Hypervelocity stars get their kick of energy from their interaction with a black hole. The stars were once part of a binary system, and as one star in the system gets captured by the black hole, the other is abruptly released, booting it clear out of the galaxy.

The mere fact that the Large Magellanic Cloud produced this hyperfast star hints at the presence of a black hole there, which has never previously been observed to exist.

Source: Carnegie Institute Press Release

18 Replies to “Hyperfast Star Ejected from the Large Magellenic Cloud”

  1. Is there any evidence that this particular Hspeed star has any flux in mass? is the speed constant? please reply.

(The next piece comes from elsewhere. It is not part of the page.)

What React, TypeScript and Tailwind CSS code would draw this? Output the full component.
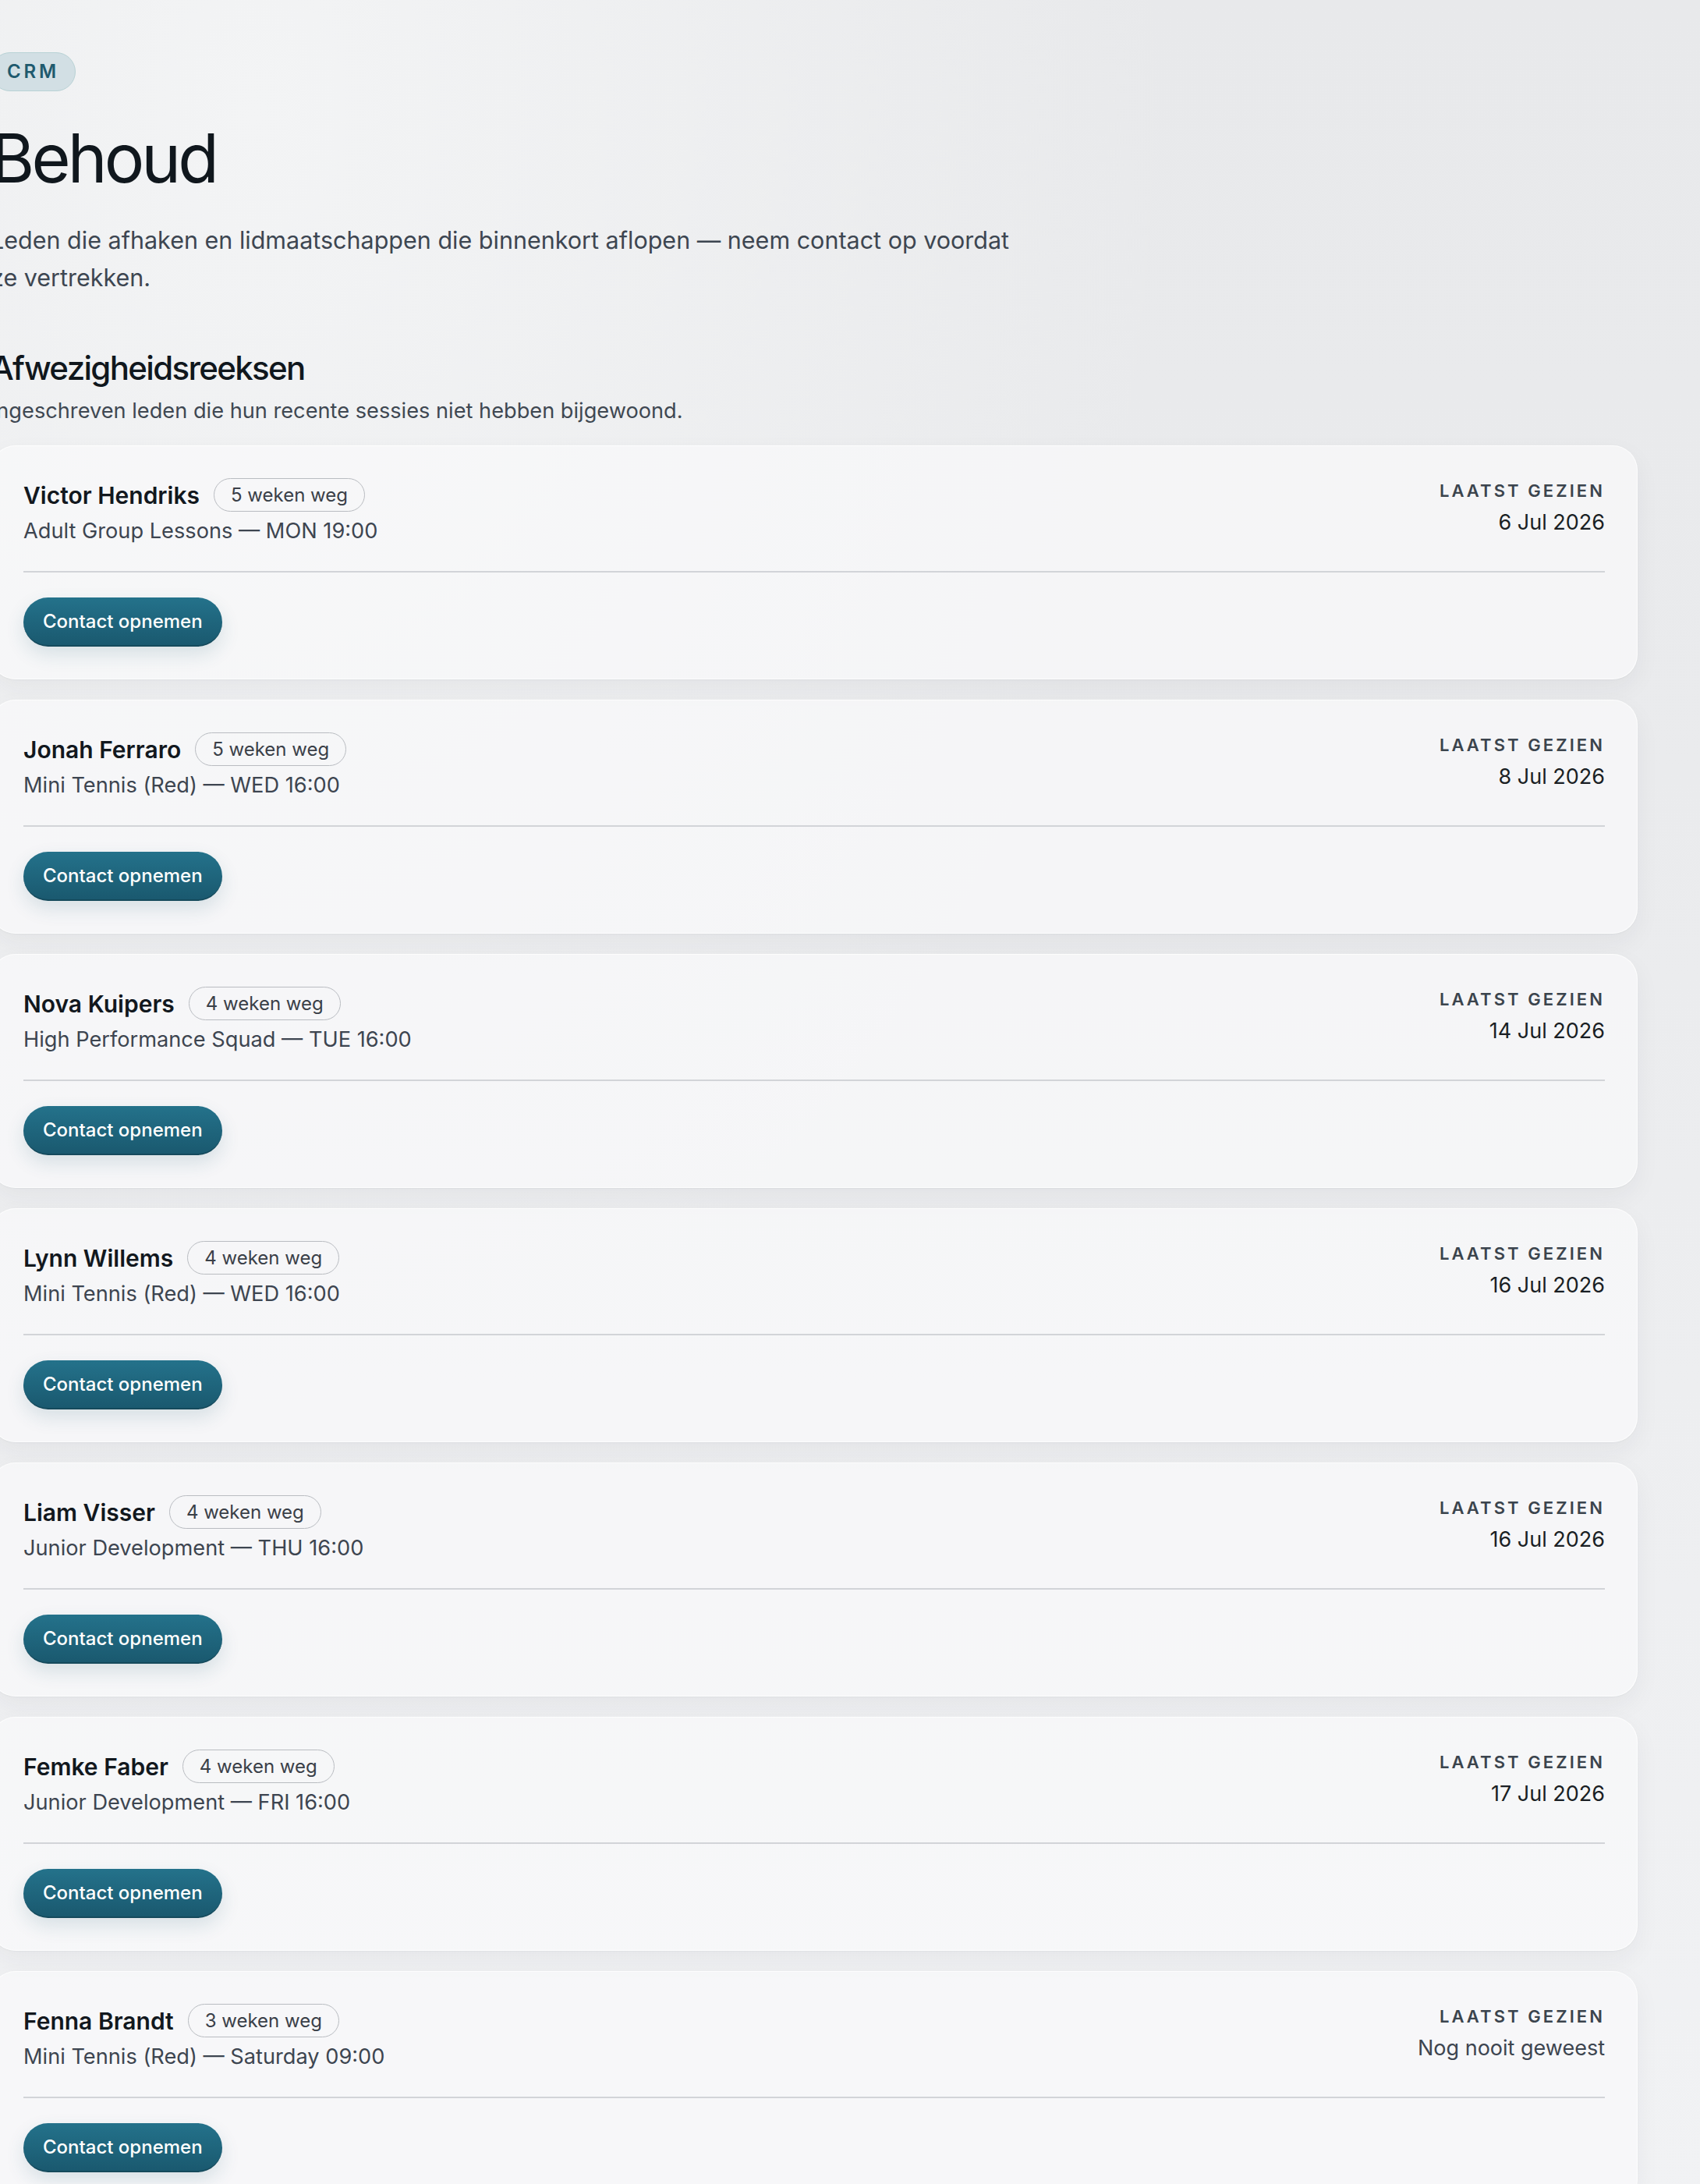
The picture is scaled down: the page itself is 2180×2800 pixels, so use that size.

Thank you.

  2. Change in mass? Change in speed? What do you mean?

    Conservation of mass and energy preclude such changes.

  3. There are a few typos in this article, namely the 1 million miles (a distance, not a speed), and the conversion from mph to kph, which seems to have lost a factor of one million somewhere or other.

  4. I’m not sure what you’re complaining about with “…hurling away at the mind-blowing speed of over 1 million miles.”

    That’s really slow because the Falcon does the Kessel Run in 12 parsecs.

  5. Hmm I can walk 2.6 km an hour. Shouldn’t I be hurtling out of the galaxy too?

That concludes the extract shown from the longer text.